* [Written request] Copy from the first line below down to and including the line with "const sortOptions = ['Rank". Skip the pictures.

* [Information shown]
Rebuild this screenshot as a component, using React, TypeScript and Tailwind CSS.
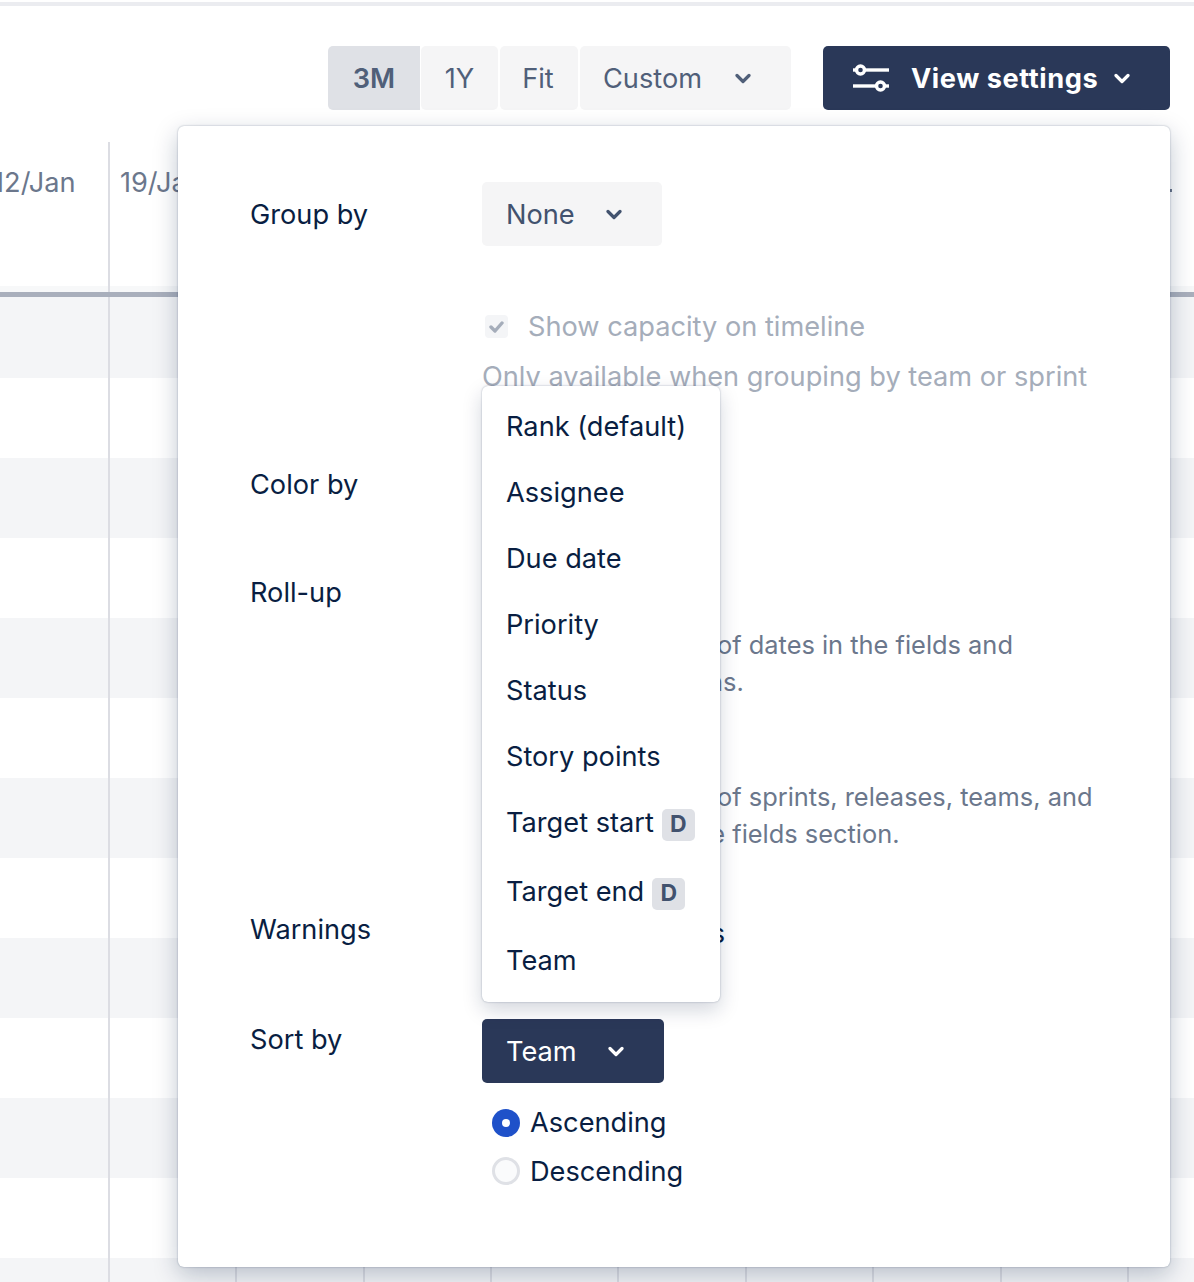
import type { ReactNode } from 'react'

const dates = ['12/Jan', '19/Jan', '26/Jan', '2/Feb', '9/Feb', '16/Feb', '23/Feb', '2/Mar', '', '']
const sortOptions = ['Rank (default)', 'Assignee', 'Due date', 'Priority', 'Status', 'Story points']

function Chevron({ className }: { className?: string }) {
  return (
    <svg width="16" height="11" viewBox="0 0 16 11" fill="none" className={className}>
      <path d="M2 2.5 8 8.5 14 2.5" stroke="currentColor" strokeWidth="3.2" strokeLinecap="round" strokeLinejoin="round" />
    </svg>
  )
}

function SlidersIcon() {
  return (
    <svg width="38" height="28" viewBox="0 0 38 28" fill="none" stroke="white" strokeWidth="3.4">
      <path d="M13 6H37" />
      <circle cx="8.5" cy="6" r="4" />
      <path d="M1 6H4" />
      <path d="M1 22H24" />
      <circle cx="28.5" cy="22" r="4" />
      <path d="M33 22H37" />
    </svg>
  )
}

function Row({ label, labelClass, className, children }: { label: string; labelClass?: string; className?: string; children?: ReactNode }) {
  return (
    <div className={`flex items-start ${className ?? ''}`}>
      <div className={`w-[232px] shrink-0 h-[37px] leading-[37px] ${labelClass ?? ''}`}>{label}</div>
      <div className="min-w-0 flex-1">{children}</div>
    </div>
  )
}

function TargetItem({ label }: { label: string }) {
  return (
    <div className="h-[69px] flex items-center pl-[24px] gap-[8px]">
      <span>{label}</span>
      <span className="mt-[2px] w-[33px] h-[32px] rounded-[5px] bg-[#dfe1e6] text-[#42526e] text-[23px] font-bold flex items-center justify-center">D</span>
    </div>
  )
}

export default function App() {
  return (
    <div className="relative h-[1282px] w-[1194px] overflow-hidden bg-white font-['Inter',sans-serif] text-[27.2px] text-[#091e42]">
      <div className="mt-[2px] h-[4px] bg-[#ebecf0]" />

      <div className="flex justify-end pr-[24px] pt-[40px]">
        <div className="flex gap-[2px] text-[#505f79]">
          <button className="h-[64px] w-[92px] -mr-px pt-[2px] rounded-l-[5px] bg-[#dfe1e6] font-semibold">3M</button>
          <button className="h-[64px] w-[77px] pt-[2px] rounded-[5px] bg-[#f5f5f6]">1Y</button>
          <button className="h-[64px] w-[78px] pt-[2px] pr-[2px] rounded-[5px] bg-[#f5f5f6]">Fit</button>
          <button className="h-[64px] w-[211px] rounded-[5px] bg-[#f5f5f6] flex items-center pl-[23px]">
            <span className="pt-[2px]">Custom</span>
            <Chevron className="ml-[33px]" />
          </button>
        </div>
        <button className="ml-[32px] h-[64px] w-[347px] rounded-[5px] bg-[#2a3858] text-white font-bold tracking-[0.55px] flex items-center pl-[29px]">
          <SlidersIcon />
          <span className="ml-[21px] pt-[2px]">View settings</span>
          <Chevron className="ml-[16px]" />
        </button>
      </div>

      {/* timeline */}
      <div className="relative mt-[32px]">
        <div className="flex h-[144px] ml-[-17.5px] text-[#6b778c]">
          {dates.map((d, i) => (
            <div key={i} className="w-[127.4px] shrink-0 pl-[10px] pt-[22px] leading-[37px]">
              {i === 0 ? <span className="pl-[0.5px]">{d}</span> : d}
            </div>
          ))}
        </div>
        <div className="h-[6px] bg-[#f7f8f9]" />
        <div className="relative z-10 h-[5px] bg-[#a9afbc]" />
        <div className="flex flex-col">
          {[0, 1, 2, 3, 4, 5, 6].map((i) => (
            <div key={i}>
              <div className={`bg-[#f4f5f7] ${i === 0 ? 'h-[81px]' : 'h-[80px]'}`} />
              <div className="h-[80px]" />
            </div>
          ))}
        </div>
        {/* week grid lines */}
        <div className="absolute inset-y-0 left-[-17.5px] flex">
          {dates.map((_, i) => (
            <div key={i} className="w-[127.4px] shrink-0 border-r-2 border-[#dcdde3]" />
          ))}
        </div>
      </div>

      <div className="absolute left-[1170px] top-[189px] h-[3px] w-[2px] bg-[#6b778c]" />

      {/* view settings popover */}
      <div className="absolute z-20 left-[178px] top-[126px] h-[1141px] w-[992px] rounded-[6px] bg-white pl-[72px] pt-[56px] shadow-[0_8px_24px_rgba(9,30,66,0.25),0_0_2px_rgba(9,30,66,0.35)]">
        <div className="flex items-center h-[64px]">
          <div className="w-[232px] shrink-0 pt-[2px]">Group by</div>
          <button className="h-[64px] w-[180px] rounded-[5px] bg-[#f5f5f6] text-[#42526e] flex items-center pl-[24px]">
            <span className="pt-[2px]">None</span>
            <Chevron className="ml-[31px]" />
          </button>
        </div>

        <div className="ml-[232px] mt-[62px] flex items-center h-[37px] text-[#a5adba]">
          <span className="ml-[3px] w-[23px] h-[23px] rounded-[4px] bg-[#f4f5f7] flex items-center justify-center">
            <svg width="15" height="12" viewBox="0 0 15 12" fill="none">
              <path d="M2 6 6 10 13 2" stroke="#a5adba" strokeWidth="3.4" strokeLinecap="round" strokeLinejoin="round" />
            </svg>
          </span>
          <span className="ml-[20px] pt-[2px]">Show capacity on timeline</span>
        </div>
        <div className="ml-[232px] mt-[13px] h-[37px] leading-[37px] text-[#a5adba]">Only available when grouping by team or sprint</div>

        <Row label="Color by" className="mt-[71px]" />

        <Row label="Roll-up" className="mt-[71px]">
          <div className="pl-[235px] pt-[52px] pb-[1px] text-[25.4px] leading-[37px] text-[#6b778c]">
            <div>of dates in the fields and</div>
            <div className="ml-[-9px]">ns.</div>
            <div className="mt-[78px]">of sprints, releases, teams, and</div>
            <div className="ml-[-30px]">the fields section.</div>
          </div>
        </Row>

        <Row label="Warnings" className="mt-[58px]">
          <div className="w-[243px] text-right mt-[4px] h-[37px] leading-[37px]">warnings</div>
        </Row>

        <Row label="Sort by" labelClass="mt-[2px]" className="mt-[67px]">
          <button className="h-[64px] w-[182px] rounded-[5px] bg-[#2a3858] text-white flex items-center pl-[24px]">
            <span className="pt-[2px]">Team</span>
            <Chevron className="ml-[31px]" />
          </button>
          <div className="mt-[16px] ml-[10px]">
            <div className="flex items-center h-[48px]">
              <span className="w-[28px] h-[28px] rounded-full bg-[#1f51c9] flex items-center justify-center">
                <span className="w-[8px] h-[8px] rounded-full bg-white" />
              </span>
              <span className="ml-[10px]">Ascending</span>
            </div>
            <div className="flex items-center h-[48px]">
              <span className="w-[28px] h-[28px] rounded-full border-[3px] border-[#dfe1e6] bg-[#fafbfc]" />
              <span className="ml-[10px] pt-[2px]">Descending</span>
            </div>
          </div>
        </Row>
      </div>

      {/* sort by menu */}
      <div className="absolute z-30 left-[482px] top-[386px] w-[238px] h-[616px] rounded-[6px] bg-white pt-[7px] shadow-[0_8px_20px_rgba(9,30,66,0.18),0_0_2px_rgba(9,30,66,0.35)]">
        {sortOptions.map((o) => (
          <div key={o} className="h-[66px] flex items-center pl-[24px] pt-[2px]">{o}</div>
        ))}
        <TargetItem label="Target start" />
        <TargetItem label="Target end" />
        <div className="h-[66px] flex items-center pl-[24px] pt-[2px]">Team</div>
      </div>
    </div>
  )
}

* [Exercise answer]
Rebuild this screenshot as a component, using React, TypeScript and Tailwind CSS.
import type { ReactNode } from 'react'

const dates = ['12/Jan', '19/Jan', '26/Jan', '2/Feb', '9/Feb', '16/Feb', '23/Feb', '2/Mar', '', '']
const sortOptions = ['Rank (default)', 'Assignee', 'Due date', 'Priority', 'Status', 'Story points']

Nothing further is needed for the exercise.